Ecstasy Tablets
Ecstasy tablets seized at the Belem International Airport are seen in the Brazilian Federal Revenue office in Belem, located at the mouth of the Amazon River, February 20, 2011. Reuters/Paulo Santos

The Philippine National Bureau of Investigation (NBI) is moving closer to identifying the substance that victims of the CloseUp Summer Forever concert took which killed them.

The NBI arrested on Friday a man suspected to selling the drugs to concert attendees. Joshua Habalo was apprehended inside a hotel in Pasay City with different kinds of illegal drugs.

Rappler reports that seized from Habalo were Ecstasy tablets, packets of cocaine and three green-coloured tablets which are possibly a designer drug, green amore.
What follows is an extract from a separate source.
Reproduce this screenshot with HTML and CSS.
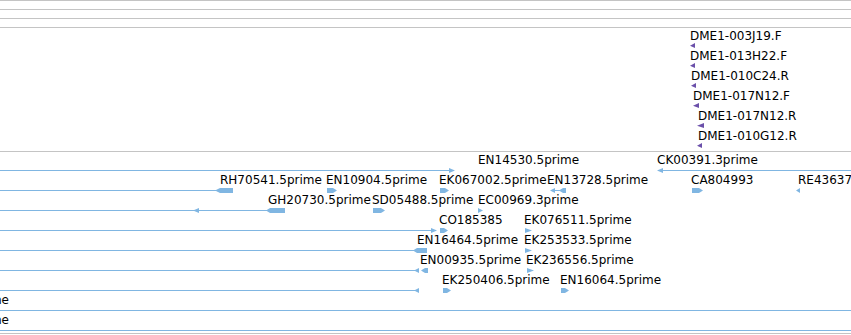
FILE: index.html
```html
<!DOCTYPE html>
<html>
<head>
<meta charset="utf-8">
<title>Tracks</title>
<link rel="stylesheet" href="styles.css">
</head>
<body>
<div class="browser">
  <div class="ruler">
    <div class="hl"></div>
    <div class="hl"></div>
    <div class="hl"></div>
    <div class="hl"></div>
  </div>

  <div class="track purple">
    <div class="row">
      <span class="lbl" style="left:690px">DME1-003J19.F</span>
      <span class="pm" style="left:690px;width:5px"></span>
    </div>
    <div class="row">
      <span class="lbl" style="left:690px">DME1-013H22.F</span>
      <span class="pm" style="left:690px;width:5px"></span>
    </div>
    <div class="row">
      <span class="lbl" style="left:691px">DME1-010C24.R</span>
      <span class="pm" style="left:691px;width:5px"></span>
    </div>
    <div class="row">
      <span class="lbl" style="left:693px">DME1-017N12.F</span>
      <span class="pm" style="left:693px;width:6px"></span>
    </div>
    <div class="row">
      <span class="lbl" style="left:698px">DME1-017N12.R</span>
      <span class="pm" style="left:697px;width:7px"></span>
    </div>
    <div class="row">
      <span class="lbl" style="left:698px">DME1-010G12.R</span>
      <span class="pm" style="left:697px;width:5px"></span>
    </div>
  </div>

  <div class="sep"></div>

  <div class="track blue">
    <div class="row">
      <span class="ln" style="left:0;width:450px"></span>
      <span class="f tri-r" style="left:449px;width:6px"></span>
      <span class="lbl" style="left:478px">EN14530.5prime</span>
      <span class="lbl" style="left:657px">CK00391.3prime</span>
      <span class="f tri-l" style="left:657px;width:6px"></span>
      <span class="ln" style="left:662px;width:189px"></span>
    </div>
    <div class="row">
      <span class="ln" style="left:0;width:216px"></span>
      <span class="f tri-l" style="left:215px;width:5px"></span>
      <span class="f" style="left:220px;width:13px"></span>
      <span class="lbl" style="left:220px">RH70541.5prime</span>
      <span class="lbl" style="left:326px">EN10904.5prime</span>
      <span class="f box-r" style="left:327px;width:10px"></span>
      <span class="lbl" style="left:439px">EK067002.5prime</span>
      <span class="f box-r" style="left:440px;width:9px"></span>
      <span class="lbl" style="left:547px">EN13728.5prime</span>
      <span class="f tri-l" style="left:550px;width:5px"></span>
      <span class="ln" style="left:554px;width:6px"></span>
      <span class="f box-l" style="left:559px;width:7px"></span>
      <span class="lbl" style="left:691px">CA804993</span>
      <span class="f box-r" style="left:692px;width:11px"></span>
      <span class="lbl" style="left:798px">RE43637.5prime</span>
      <span class="f tri-l" style="left:796px;width:4px"></span>
    </div>
    <div class="row">
      <span class="ln" style="left:0;width:268px"></span>
      <span class="f tri-l" style="left:193px;width:6px"></span>
      <span class="f box-l" style="left:266px;width:19px"></span>
      <span class="lbl" style="left:268px">GH20730.5prime</span>
      <span class="lbl" style="left:372px">SD05488.5prime</span>
      <span class="f box-r" style="left:373px;width:12px"></span>
      <span class="lbl" style="left:478px">EC00969.3prime</span>
      <span class="f tri-r" style="left:478px;width:5px"></span>
    </div>
    <div class="row">
      <span class="ln" style="left:0;width:433px"></span>
      <span class="f tri-r" style="left:431px;width:6px"></span>
      <span class="lbl" style="left:439px">CO185385</span>
      <span class="f box-r" style="left:440px;width:8px"></span>
      <span class="lbl" style="left:524px">EK076511.5prime</span>
      <span class="f tri-r" style="left:525px;width:7px"></span>
    </div>
    <div class="row">
      <span class="ln" style="left:0;width:415px"></span>
      <span class="f box-l" style="left:413px;width:14px"></span>
      <span class="lbl" style="left:417px">EN16464.5prime</span>
      <span class="lbl" style="left:524px">EK253533.5prime</span>
      <span class="f tri-r" style="left:525px;width:7px"></span>
    </div>
    <div class="row">
      <span class="ln" style="left:0;width:415px"></span>
      <span class="f tri-l" style="left:414px;width:5px"></span>
      <span class="f box-l" style="left:421px;width:7px"></span>
      <span class="lbl" style="left:420px">EN00935.5prime</span>
      <span class="lbl" style="left:526px">EK236556.5prime</span>
      <span class="f tri-r" style="left:527px;width:7px"></span>
    </div>
    <div class="row">
      <span class="ln" style="left:0;width:416px"></span>
      <span class="f tri-l" style="left:414px;width:5px"></span>
      <span class="lbl" style="left:442px">EK250406.5prime</span>
      <span class="f box-r" style="left:443px;width:8px"></span>
      <span class="lbl" style="left:560px">EN16064.5prime</span>
      <span class="f box-r" style="left:561px;width:8px"></span>
    </div>
    <div class="row">
      <span class="lbl lbl-cut">EK237016.5prime</span>
      <span class="ln full"></span>
    </div>
    <div class="row">
      <span class="lbl lbl-cut">EN08125.5prime</span>
      <span class="ln full"></span>
    </div>
  </div>

  <div class="sep sep-bottom"></div>
</div>
</body>
</html>
```

FILE: styles.css
```css
html, body {
  margin: 0;
  padding: 0;
  background: #ffffff;
}

.browser {
  width: 851px;
  height: 335px;
  overflow: hidden;
  display: flex;
  flex-direction: column;
  font-family: "DejaVu Sans", sans-serif;
  font-size: 12px;
  color: #000000;
}

.ruler {
  display: flex;
  flex-direction: column;
  gap: 8px;
}

.hl,
.sep {
  height: 1px;
  background: #c4c4c4;
  flex: none;
}

.track {
  display: flex;
  flex-direction: column;
  flex: none;
}

.track.purple {
  margin-bottom: 3px;
}

.track.blue {
  padding-bottom: 1px;
}

.row {
  position: relative;
  height: 20px;
  flex: none;
}

.lbl {
  position: absolute;
  top: 1px;
  line-height: 14px;
  white-space: nowrap;
}

.lbl-cut {
  right: 842px;
}

.ln {
  position: absolute;
  top: 18px;
  height: 1px;
  background: #80b6e2;
}

.ln.full {
  left: 0;
  right: 0;
}

.f {
  position: absolute;
  top: 16px;
  height: 5px;
  background: #80b6e2;
}

.pm {
  position: absolute;
  top: 15px;
  height: 5px;
  background: #6b50aa;
  clip-path: polygon(100% 0, 100% 100%, 0 55%);
}

.tri-r {
  clip-path: polygon(0 0, 100% 50%, 0 100%);
}

.tri-l {
  clip-path: polygon(100% 0, 0 50%, 100% 100%);
}

.box-r {
  clip-path: polygon(0 0, calc(100% - 4px) 0, 100% 50%, calc(100% - 4px) 100%, 0 100%);
}

.box-l {
  clip-path: polygon(4px 0, 100% 0, 100% 100%, 4px 100%, 0 50%);
}
```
It mixes Ecstasy, methamphetamine and Cialis, which is used for treatment of erectile dysfunction.

Taking green amore would cause insomnia, loss of appetite and hypersexuality. FHM reports that it is also called Fly High, an MDMA drug which could be tainted with adulterants, ranging from shabu to chemicals because of its unregulated status.

MDMA drugs are the 18th most dangerous drugs out of 20 studied by a 2009 research, according to David Nutt, a British neuropsychopharmacologist. Number one is heroin, number two is cocaine, number five is alcohol and number nine is tobacco – substances that a lot of youth love to ingest.

Habalo admits he was in the concert and high on Ecstasy but denied he sold the drugs caught in his possession. He says he does not know any of the five victims. Habalo claims he stayed at the Mall of Asia, where the event was held, from 1 through 2:30 am only.

He gave the NBI 10 names of groups who allegedly sold drugs at the concert. He was slated for inquest proceedings on May 28 for illegal drug charges.